Dass ein paar Regeln in Journalismus und Diplomatie nicht mehr gelten, seit Donald Trump US-Präsident ist, daran hat man sich gewöhnt. Große Tageszeitungen verlieren die Contenance, wenn sie über ihn berichten, seine Kollegen, unlängst Ex-Außenminister Sigmar Gabriel, mahnen, man solle dem Präsidenten nicht alles durchgehen lassen. Das bringt ihn in Rage, hat aber keine weiteren Konsequenzen.
Nun kommt Trump zum Nato-Gipfel nach Europa, und zum ersten Mal überhaupt nach Großbritannien. Dort fand er sein aufblasbares Abbild als sechs Meter hohen Ballon: Mit blonder Tolle und Smartphone, nackt bis auf eine Windel, so hat Leo Murray, Absolvent der Royal Academy of Arts und Aktivist, den Präsidenten dargestellt.

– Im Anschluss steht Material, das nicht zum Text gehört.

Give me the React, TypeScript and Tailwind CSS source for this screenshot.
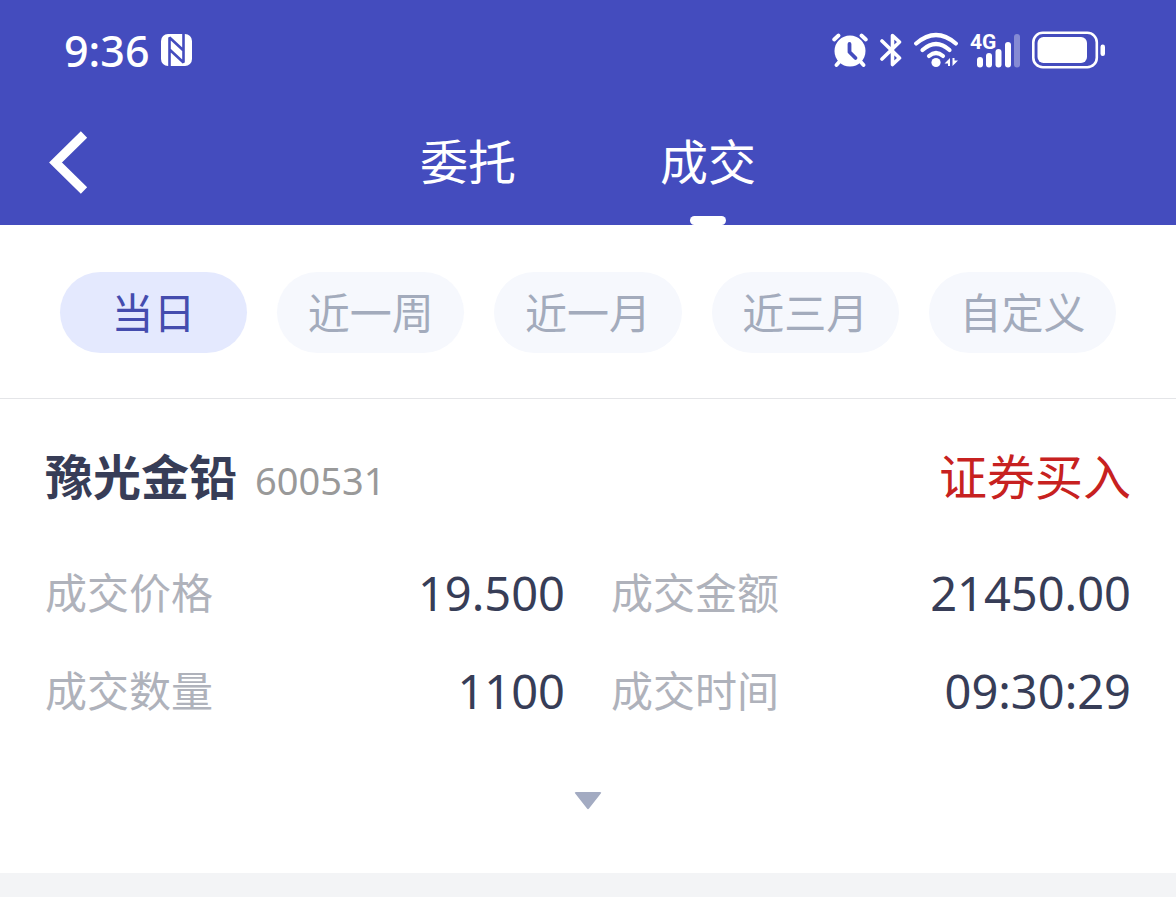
import { useState } from "react";

const ranges = ["当日", "近一周", "近一月", "近三月", "自定义"];
const tabs = ["委托", "成交"];

const details = [
  { label: "成交价格", value: "19.500" },
  { label: "成交金额", value: "21450.00" },
  { label: "成交数量", value: "1100" },
  { label: "成交时间", value: "09:30:29" },
];

function NfcIcon() {
  return (
    <svg className="h-8 w-8" viewBox="0 0 32 32" fill="none" aria-hidden="true">
      <rect x="0" y="0" width="31" height="32" rx="7" fill="currentColor" />
      <path d="M8.500 32V3.500L22.500 16.500V0M22.500 15V28.500L8.500 15.500" stroke="#444cbe" strokeWidth="2.600" strokeLinejoin="bevel" />
    </svg>
  );
}

function AlarmIcon() {
  return (
    <svg className="h-9 w-9" viewBox="0 0 36 36" fill="none" strokeLinecap="round" aria-hidden="true">
      <circle cx="18" cy="19" r="15.500" fill="currentColor" />
      <path d="M2.200 7.500L6.500 3.500M33.800 7.500L29.500 3.500M8 29L4.500 33M28 29L31.500 33" stroke="currentColor" strokeWidth="3.800" />
      <path d="M17.500 12V20L23.500 26" stroke="#444cbe" strokeWidth="3.800" strokeLinejoin="round" />
    </svg>
  );
}

function BluetoothIcon() {
  return (
    <svg className="h-9 w-[22px]" viewBox="1 0 22 36" fill="none" stroke="currentColor" strokeWidth="3.600" strokeLinecap="round" strokeLinejoin="round" aria-hidden="true">
      <path d="M3 9L20.500 26L13.500 32.500V3.500L20.500 10L3 27" />
    </svg>
  );
}

function WifiIcon() {
  return (
    <svg className="h-9 w-11" viewBox="0 0 44 36" fill="none" stroke="currentColor" strokeWidth="4.200" strokeLinecap="round" aria-hidden="true">
      <path d="M2.200 11.500Q22 -5.500 41.800 11.500" />
      <path d="M8.500 18Q22 6 35.500 18" />
      <path d="M15 24Q22 18 29 24" />
      <circle cx="22" cy="30.500" r="4.600" fill="currentColor" stroke="none" />
      <path d="M36 26V34H34V31.500H30.500ZM38.500 34V26H40.500V28.500H44Z" fill="currentColor" stroke="none" />
    </svg>
  );
}

function SignalIcon() {
  return (
    <svg className="h-12 w-[50px]" viewBox="0 -6 50 48" fill="currentColor" aria-hidden="true">
      <text x="0" y="17" fontSize="21" fontWeight="700" fontFamily="'Liberation Sans Narrow', Roboto, sans-serif">4G</text>
      <rect x="7" y="25" width="6" height="10.500" rx="3" />
      <rect x="16" y="21" width="6" height="14.500" rx="3" />
      <rect x="25.500" y="17" width="6" height="18.500" rx="3" />
      <rect x="35" y="10" width="6" height="25.500" rx="3" />
      <rect x="44" y="2" width="6" height="33.500" rx="3" opacity="0.350" />
    </svg>
  );
}

function BatteryIcon() {
  return (
    <svg className="h-[38px] w-[74px]" viewBox="0 0 74 38" aria-hidden="true">
      <rect x="1.300" y="1.800" width="63.500" height="34.400" rx="9.500" fill="none" stroke="currentColor" strokeWidth="2.600" />
      <rect x="5.500" y="6" width="49.500" height="26" rx="6" fill="currentColor" />
      <rect x="68.500" y="13.500" width="4.500" height="11.500" rx="2.200" fill="currentColor" />
    </svg>
  );
}

export default function App() {
  const [tab, setTab] = useState("成交");
  const [range, setRange] = useState("当日");

  return (
    <div className="min-h-screen bg-white font-['Noto_Sans','Noto_Sans_CJK_SC',sans-serif] text-[#373d57]">
      <header className="bg-[#444cbe] text-white">
        <div className="flex h-[100px] items-center justify-between pr-[70px] pl-16">
          <div className="flex items-center gap-3">
            <time className="text-[43px] leading-none font-medium">9:36</time>
            <NfcIcon />
          </div>
          <div className="flex items-center gap-3">
            <AlarmIcon />
            <BluetoothIcon />
            <WifiIcon />
            <SignalIcon />
            <BatteryIcon />
          </div>
        </div>
        <nav className="grid h-[125px] grid-cols-[1fr_auto_1fr] items-stretch">
          <button type="button" aria-label="返回" className="flex items-center justify-self-start pl-12">
            <svg className="h-16 w-10" viewBox="0 0 40 64" fill="none" stroke="currentColor" strokeWidth="9" aria-hidden="true">
              <path d="M36 3.500L7.500 31.500L36 59.500" />
            </svg>
          </button>
          <div className="flex">
            {tabs.map((name) => (
              <button
                key={name}
                type="button"
                aria-pressed={tab === name}
                onClick={() => setTab(name)}
                className="flex w-60 flex-col items-center justify-between pt-[26px] text-5xl"
              >
                <span className="leading-[72px]">{name}</span>
                <span className={tab === name ? "h-[9px] w-9 rounded-full bg-white" : "h-[9px] w-9"} />
              </button>
            ))}
          </div>
        </nav>
      </header>

      <main>
        <div className="grid grid-cols-5 gap-[30px] border-b border-[#e4e5e8] px-[60px] pt-[47px] pb-[45px]">
          {ranges.map((name) => (
            <button
              key={name}
              type="button"
              aria-pressed={range === name}
              onClick={() => setRange(name)}
              className={
                range === name
                  ? "h-[81px] rounded-full bg-[#e4e9fe] text-[42px] leading-none text-[#444cae]"
                  : "h-[81px] rounded-full bg-[#f6f8fd] text-[42px] leading-none text-[#a3abbc]"
              }
            >
              {name}
            </button>
          ))}
        </div>

        <article className="px-[45px] pt-[42px] pb-[39px]">
          <div className="flex items-baseline justify-between">
            <div className="flex items-baseline gap-[18px]">
              <h2 className="text-5xl leading-[72px] font-bold">豫光金铅</h2>
              <span className="text-[38px] leading-[72px] text-[#999999]">600531</span>
            </div>
            <span className="text-5xl leading-[72px] text-[#c72120]">证券买入</span>
          </div>
          <dl className="mt-7 grid grid-cols-2 gap-x-[46px]">
            {details.map((item) => (
              <div key={item.label} className="flex h-[98px] items-center justify-between">
                <dt className="text-[42px] leading-none text-[#afb2bb]">{item.label}</dt>
                <dd className="text-[47px] leading-none">{item.value}</dd>
              </div>
            ))}
          </dl>
          <button type="button" aria-label="展开" className="mx-auto mt-7 flex h-[66px] w-20 items-center justify-center">
            <svg className="h-[18px] w-7" viewBox="0 0 28 18" fill="#a3abc2" aria-hidden="true">
              <path d="M2 0H26Q28 0 26.800 1.500L15 16.500Q14 17.800 13 16.500L1.200 1.500Q0 0 2 0Z" />
            </svg>
          </button>
        </article>
        <div className="h-6 bg-[#f3f4f6]" />
      </main>
    </div>
  );
}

Murray wurde einst festgenommen, weil er sich an den Westminster Palace gekettet hat, um gegen die Erweiterung des Flughafens Heathrow zu protestieren. Jetzt hat er 17.000 Pfund in einer Crowdfunding-Kampagne mit über 1000 Unterstützern gesammelt, damit das Trump-Baby über der Stadt fliegen kann. Damit will er die Premierministerin Theresa May dafür kritisieren, dass sie Trump überhaupt empfängt. Vorletzte Woche erlaubte der Londoner Bürgermeister Sadiq Khan jedenfalls, dass das aufblasbares Abbild jetzt über der Hauptstadt fliegen darf — während der Präsident zu Besuch ist.

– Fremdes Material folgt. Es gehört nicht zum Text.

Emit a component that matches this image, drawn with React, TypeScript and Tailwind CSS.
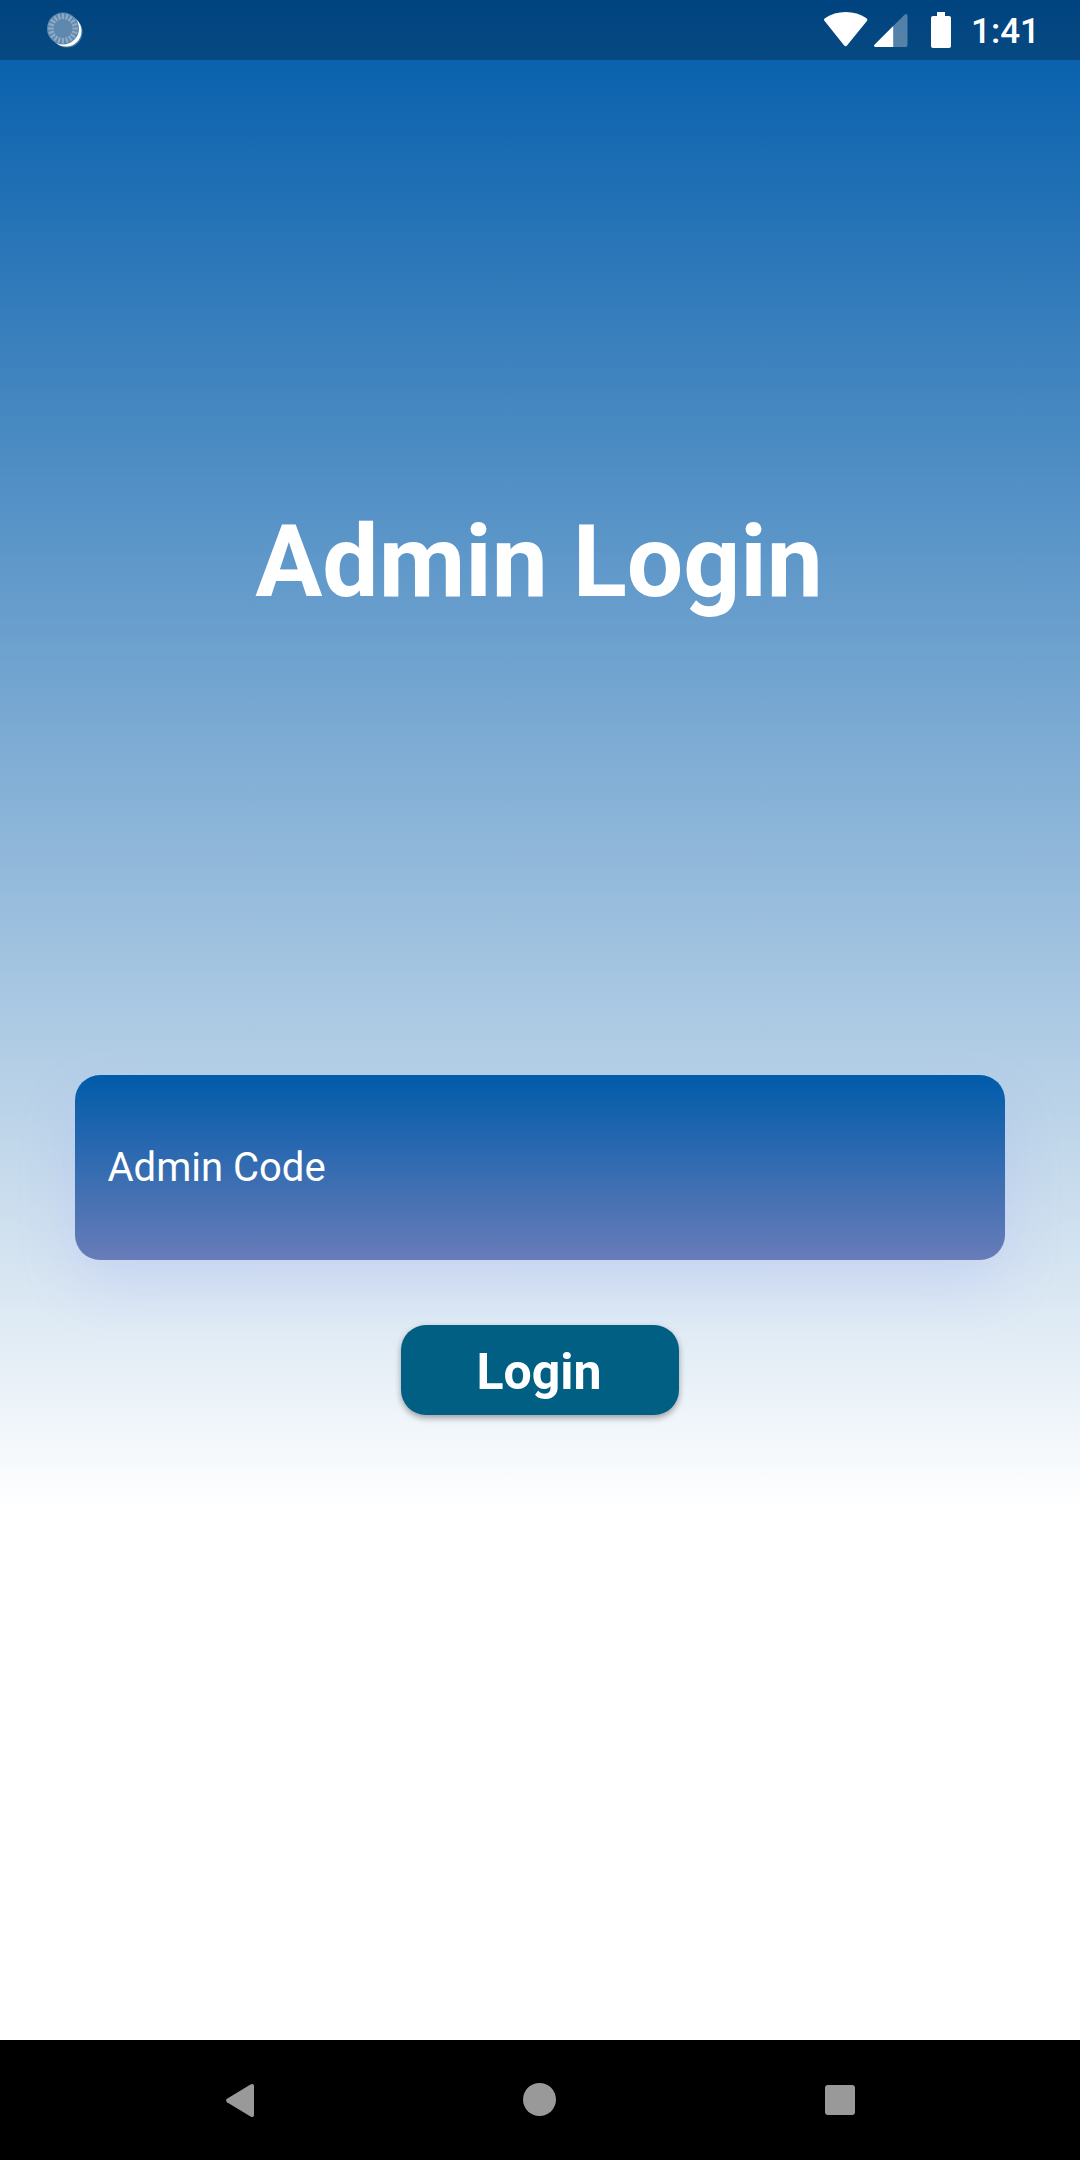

Im vergangenen Sommer hat sich der Präsident mit dem Bürgermeister Sadiq Khan bei Twitter angelegt — er warf ihm mangelnde Strenge im Umgang mit Terroristen vor. Klar, wird man sagen, der Bürgermeister leistet sich hier eine Retourkutsche. Die Aktion ist aber auch ein Ausdruck der Hilflosigkeit: Wenn alle Kritik an dem Präsidenten abprallt, wählt man eben die unsubtilste Form der Kritik. Während sich der Präsident auf ein Treffen mit der Queen vorbereitete, startete der Ballon. Immerhin, die Botschaft scheint angekommen. Trump sagte, er fühle sich nicht willkommen, und: "Ich werde die Hauptstadt so weit es geht meiden."